[Instructions to follow] Reproduce the data exactly and drop any pictures it holds.

----

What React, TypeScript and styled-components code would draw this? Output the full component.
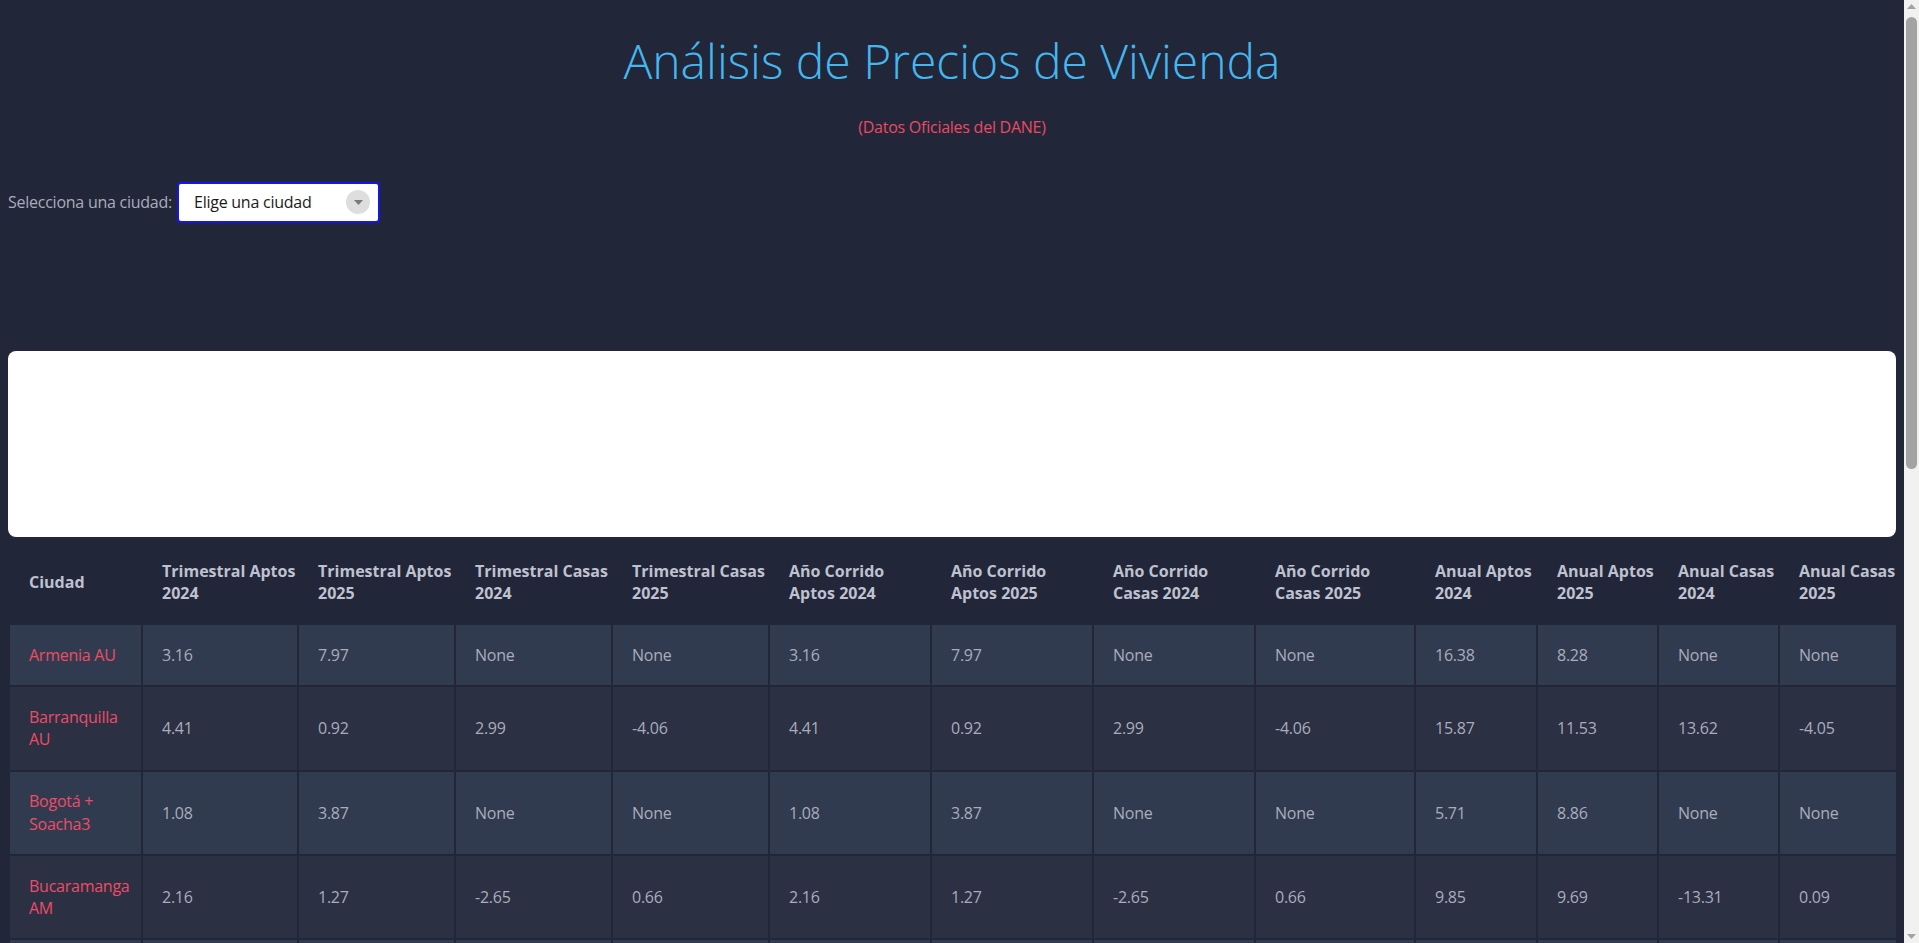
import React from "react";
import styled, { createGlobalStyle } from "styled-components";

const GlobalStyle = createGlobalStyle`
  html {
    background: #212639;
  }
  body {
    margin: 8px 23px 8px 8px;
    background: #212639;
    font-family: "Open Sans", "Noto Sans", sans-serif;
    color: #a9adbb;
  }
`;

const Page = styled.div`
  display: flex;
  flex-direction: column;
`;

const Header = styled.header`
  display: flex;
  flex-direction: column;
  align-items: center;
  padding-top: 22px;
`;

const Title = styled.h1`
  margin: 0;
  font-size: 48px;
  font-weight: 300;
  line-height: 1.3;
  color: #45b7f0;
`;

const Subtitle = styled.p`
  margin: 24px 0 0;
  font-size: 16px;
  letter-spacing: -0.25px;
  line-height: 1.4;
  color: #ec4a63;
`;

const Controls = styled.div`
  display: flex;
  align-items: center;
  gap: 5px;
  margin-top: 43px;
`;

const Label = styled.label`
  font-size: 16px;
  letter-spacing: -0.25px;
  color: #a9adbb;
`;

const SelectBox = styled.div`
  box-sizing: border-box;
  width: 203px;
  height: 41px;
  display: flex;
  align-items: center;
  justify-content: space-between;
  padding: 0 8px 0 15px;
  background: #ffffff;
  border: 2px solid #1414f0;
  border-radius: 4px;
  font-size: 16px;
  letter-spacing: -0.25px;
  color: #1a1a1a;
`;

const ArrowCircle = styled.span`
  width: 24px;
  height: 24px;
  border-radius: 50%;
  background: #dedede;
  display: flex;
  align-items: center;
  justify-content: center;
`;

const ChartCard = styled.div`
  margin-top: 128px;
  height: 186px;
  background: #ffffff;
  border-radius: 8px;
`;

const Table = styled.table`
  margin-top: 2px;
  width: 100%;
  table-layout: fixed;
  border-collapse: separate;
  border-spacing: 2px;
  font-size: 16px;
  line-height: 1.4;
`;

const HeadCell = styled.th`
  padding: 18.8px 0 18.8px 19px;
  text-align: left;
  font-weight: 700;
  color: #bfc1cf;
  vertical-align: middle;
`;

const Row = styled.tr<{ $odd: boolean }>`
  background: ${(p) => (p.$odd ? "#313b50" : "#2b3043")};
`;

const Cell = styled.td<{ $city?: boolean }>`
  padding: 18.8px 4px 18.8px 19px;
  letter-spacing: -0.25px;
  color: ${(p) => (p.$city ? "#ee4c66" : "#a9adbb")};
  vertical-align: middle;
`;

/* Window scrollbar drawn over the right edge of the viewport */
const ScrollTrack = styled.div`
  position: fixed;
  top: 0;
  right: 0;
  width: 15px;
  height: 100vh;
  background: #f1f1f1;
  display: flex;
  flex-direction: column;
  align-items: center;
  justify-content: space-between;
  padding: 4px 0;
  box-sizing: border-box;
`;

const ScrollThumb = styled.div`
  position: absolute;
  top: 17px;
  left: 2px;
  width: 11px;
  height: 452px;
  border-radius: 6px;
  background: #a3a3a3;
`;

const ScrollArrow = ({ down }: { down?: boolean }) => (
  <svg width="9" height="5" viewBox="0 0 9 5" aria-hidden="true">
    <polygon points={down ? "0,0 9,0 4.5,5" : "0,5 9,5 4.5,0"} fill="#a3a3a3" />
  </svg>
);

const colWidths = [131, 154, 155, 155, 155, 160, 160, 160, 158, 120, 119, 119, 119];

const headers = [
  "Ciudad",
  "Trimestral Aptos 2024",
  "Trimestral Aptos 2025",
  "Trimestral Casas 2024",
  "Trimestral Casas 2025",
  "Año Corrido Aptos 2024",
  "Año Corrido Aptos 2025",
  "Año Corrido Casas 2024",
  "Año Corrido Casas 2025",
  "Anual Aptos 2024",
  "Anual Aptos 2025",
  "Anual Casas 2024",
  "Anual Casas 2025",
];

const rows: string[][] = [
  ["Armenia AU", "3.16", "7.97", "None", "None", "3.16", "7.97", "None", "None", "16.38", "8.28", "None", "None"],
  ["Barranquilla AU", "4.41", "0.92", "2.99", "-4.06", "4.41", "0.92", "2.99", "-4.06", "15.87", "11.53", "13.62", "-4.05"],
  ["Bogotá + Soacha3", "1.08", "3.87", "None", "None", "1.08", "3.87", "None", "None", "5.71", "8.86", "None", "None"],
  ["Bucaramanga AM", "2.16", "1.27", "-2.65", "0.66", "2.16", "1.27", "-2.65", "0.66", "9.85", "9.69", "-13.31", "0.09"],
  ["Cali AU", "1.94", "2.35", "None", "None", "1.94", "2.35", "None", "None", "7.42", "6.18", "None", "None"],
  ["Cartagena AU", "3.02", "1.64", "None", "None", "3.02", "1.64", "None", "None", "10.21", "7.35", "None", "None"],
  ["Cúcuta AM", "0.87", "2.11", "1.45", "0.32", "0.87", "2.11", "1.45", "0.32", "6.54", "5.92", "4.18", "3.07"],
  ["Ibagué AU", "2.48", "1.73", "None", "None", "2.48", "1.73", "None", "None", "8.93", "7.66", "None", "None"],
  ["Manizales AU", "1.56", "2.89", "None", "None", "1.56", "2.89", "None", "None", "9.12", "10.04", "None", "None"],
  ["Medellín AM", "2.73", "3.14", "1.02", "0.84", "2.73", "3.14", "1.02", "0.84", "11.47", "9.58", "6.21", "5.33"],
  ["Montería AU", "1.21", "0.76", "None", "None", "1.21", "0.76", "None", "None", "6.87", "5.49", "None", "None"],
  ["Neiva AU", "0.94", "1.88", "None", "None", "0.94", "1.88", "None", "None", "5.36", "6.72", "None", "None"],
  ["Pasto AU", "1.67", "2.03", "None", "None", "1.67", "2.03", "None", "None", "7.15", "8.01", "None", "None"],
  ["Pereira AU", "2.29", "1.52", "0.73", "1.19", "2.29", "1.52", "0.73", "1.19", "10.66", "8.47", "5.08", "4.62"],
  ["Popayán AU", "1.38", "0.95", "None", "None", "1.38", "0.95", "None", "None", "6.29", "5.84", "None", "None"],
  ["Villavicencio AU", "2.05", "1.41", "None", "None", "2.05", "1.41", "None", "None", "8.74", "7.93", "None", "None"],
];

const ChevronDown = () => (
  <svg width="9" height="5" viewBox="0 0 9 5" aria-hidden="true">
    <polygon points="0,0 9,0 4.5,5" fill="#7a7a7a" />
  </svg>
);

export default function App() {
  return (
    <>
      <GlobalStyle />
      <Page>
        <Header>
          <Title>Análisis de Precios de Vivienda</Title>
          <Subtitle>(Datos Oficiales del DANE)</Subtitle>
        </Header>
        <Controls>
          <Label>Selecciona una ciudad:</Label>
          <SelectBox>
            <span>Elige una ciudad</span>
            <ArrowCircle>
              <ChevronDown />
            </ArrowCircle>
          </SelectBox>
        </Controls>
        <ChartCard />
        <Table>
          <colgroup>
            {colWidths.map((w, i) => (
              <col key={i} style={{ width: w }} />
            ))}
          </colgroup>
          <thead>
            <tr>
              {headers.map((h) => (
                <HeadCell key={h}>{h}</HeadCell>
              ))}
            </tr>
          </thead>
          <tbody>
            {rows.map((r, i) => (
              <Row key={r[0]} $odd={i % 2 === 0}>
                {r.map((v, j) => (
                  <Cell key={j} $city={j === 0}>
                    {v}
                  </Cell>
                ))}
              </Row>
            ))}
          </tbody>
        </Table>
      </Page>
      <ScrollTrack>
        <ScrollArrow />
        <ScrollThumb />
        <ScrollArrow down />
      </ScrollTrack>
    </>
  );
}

----

[Full answer]
What React, TypeScript and styled-components code would draw this? Output the full component.
import React from "react";
import styled, { createGlobalStyle } from "styled-components";

const GlobalStyle = createGlobalStyle`
  html {
    background: #212639;
  }
  body {
    margin: 8px 23px 8px 8px;
    background: #212639;
    font-family: "Open Sans", "Noto Sans", sans-serif;
    color: #a9adbb;
  }
`;

const Page = styled.div`
  display: flex;
  flex-direction: column;
`;

const Header = styled.header`
  display: flex;
  flex-direction: column;
  align-items: center;
  padding-top: 22px;
`;

const Title = styled.h1`
  margin: 0;
  font-size: 48px;
  font-weight: 300;
  line-height: 1.3;
  color: #45b7f0;
`;

const Subtitle = styled.p`
  margin: 24px 0 0;
  font-size: 16px;
  letter-spacing: -0.25px;
  line-height: 1.4;
  color: #ec4a63;
`;

const Controls = styled.div`
  display: flex;
  align-items: center;
  gap: 5px;
  margin-top: 43px;
`;

const Label = styled.label`
  font-size: 16px;
  letter-spacing: -0.25px;
  color: #a9adbb;
`;

const SelectBox = styled.div`
  box-sizing: border-box;
  width: 203px;
  height: 41px;
  display: flex;
  align-items: center;
  justify-content: space-between;
  padding: 0 8px 0 15px;
  background: #ffffff;
  border: 2px solid #1414f0;
  border-radius: 4px;
  font-size: 16px;
  letter-spacing: -0.25px;
  color: #1a1a1a;
`;

const ArrowCircle = styled.span`
  width: 24px;
  height: 24px;
  border-radius: 50%;
  background: #dedede;
  display: flex;
  align-items: center;
  justify-content: center;
`;

const ChartCard = styled.div`
  margin-top: 128px;
  height: 186px;
  background: #ffffff;
  border-radius: 8px;
`;

const Table = styled.table`
  margin-top: 2px;
  width: 100%;
  table-layout: fixed;
  border-collapse: separate;
  border-spacing: 2px;
  font-size: 16px;
  line-height: 1.4;
`;

const HeadCell = styled.th`
  padding: 18.8px 0 18.8px 19px;
  text-align: left;
  font-weight: 700;
  color: #bfc1cf;
  vertical-align: middle;
`;

const Row = styled.tr<{ $odd: boolean }>`
  background: ${(p) => (p.$odd ? "#313b50" : "#2b3043")};
`;

const Cell = styled.td<{ $city?: boolean }>`
  padding: 18.8px 4px 18.8px 19px;
  letter-spacing: -0.25px;
  color: ${(p) => (p.$city ? "#ee4c66" : "#a9adbb")};
  vertical-align: middle;
`;

/* Window scrollbar drawn over the right edge of the viewport */
const ScrollTrack = styled.div`
  position: fixed;
  top: 0;
  right: 0;
  width: 15px;
  height: 100vh;
  background: #f1f1f1;
  display: flex;
  flex-direction: column;
  align-items: center;
  justify-content: space-between;
  padding: 4px 0;
  box-sizing: border-box;
`;

const ScrollThumb = styled.div`
  position: absolute;
  top: 17px;
  left: 2px;
  width: 11px;
  height: 452px;
  border-radius: 6px;
  background: #a3a3a3;
`;

const ScrollArrow = ({ down }: { down?: boolean }) => (
  <svg width="9" height="5" viewBox="0 0 9 5" aria-hidden="true">
    <polygon points={down ? "0,0 9,0 4.5,5" : "0,5 9,5 4.5,0"} fill="#a3a3a3" />
  </svg>
);

const colWidths = [131, 154, 155, 155, 155, 160, 160, 160, 158, 120, 119, 119, 119];

const headers = [
  "Ciudad",
  "Trimestral Aptos 2024",
  "Trimestral Aptos 2025",
  "Trimestral Casas 2024",
  "Trimestral Casas 2025",
  "Año Corrido Aptos 2024",
  "Año Corrido Aptos 2025",
  "Año Corrido Casas 2024",
  "Año Corrido Casas 2025",
  "Anual Aptos 2024",
  "Anual Aptos 2025",
  "Anual Casas 2024",
  "Anual Casas 2025",
];

const rows: string[][] = [
  ["Armenia AU", "3.16", "7.97", "None", "None", "3.16", "7.97", "None", "None", "16.38", "8.28", "None", "None"],
  ["Barranquilla AU", "4.41", "0.92", "2.99", "-4.06", "4.41", "0.92", "2.99", "-4.06", "15.87", "11.53", "13.62", "-4.05"],
  ["Bogotá + Soacha3", "1.08", "3.87", "None", "None", "1.08", "3.87", "None", "None", "5.71", "8.86", "None", "None"],
  ["Bucaramanga AM", "2.16", "1.27", "-2.65", "0.66", "2.16", "1.27", "-2.65", "0.66", "9.85", "9.69", "-13.31", "0.09"],
  ["Cali AU", "1.94", "2.35", "None", "None", "1.94", "2.35", "None", "None", "7.42", "6.18", "None", "None"],
  ["Cartagena AU", "3.02", "1.64", "None", "None", "3.02", "1.64", "None", "None", "10.21", "7.35", "None", "None"],
  ["Cúcuta AM", "0.87", "2.11", "1.45", "0.32", "0.87", "2.11", "1.45", "0.32", "6.54", "5.92", "4.18", "3.07"],
  ["Ibagué AU", "2.48", "1.73", "None", "None", "2.48", "1.73", "None", "None", "8.93", "7.66", "None", "None"],
  ["Manizales AU", "1.56", "2.89", "None", "None", "1.56", "2.89", "None", "None", "9.12", "10.04", "None", "None"],
  ["Medellín AM", "2.73", "3.14", "1.02", "0.84", "2.73", "3.14", "1.02", "0.84", "11.47", "9.58", "6.21", "5.33"],
  ["Montería AU", "1.21", "0.76", "None", "None", "1.21", "0.76", "None", "None", "6.87", "5.49", "None", "None"],
  ["Neiva AU", "0.94", "1.88", "None", "None", "0.94", "1.88", "None", "None", "5.36", "6.72", "None", "None"],
  ["Pasto AU", "1.67", "2.03", "None", "None", "1.67", "2.03", "None", "None", "7.15", "8.01", "None", "None"],
  ["Pereira AU", "2.29", "1.52", "0.73", "1.19", "2.29", "1.52", "0.73", "1.19", "10.66", "8.47", "5.08", "4.62"],
  ["Popayán AU", "1.38", "0.95", "None", "None", "1.38", "0.95", "None", "None", "6.29", "5.84", "None", "None"],
  ["Villavicencio AU", "2.05", "1.41", "None", "None", "2.05", "1.41", "None", "None", "8.74", "7.93", "None", "None"],
];

const ChevronDown = () => (
  <svg width="9" height="5" viewBox="0 0 9 5" aria-hidden="true">
    <polygon points="0,0 9,0 4.5,5" fill="#7a7a7a" />
  </svg>
);

export default function App() {
  return (
    <>
      <GlobalStyle />
      <Page>
        <Header>
          <Title>Análisis de Precios de Vivienda</Title>
          <Subtitle>(Datos Oficiales del DANE)</Subtitle>
        </Header>
        <Controls>
          <Label>Selecciona una ciudad:</Label>
          <SelectBox>
            <span>Elige una ciudad</span>
            <ArrowCircle>
              <ChevronDown />
            </ArrowCircle>
          </SelectBox>
        </Controls>
        <ChartCard />
        <Table>
          <colgroup>
            {colWidths.map((w, i) => (
              <col key={i} style={{ width: w }} />
            ))}
          </colgroup>
          <thead>
            <tr>
              {headers.map((h) => (
                <HeadCell key={h}>{h}</HeadCell>
              ))}
            </tr>
          </thead>
          <tbody>
            {rows.map((r, i) => (
              <Row key={r[0]} $odd={i % 2 === 0}>
                {r.map((v, j) => (
                  <Cell key={j} $city={j === 0}>
                    {v}
                  </Cell>
                ))}
              </Row>
            ))}
          </tbody>
        </Table>
      </Page>
      <ScrollTrack>
        <ScrollArrow />
        <ScrollThumb />
        <ScrollArrow down />
      </ScrollTrack>
    </>
  );
}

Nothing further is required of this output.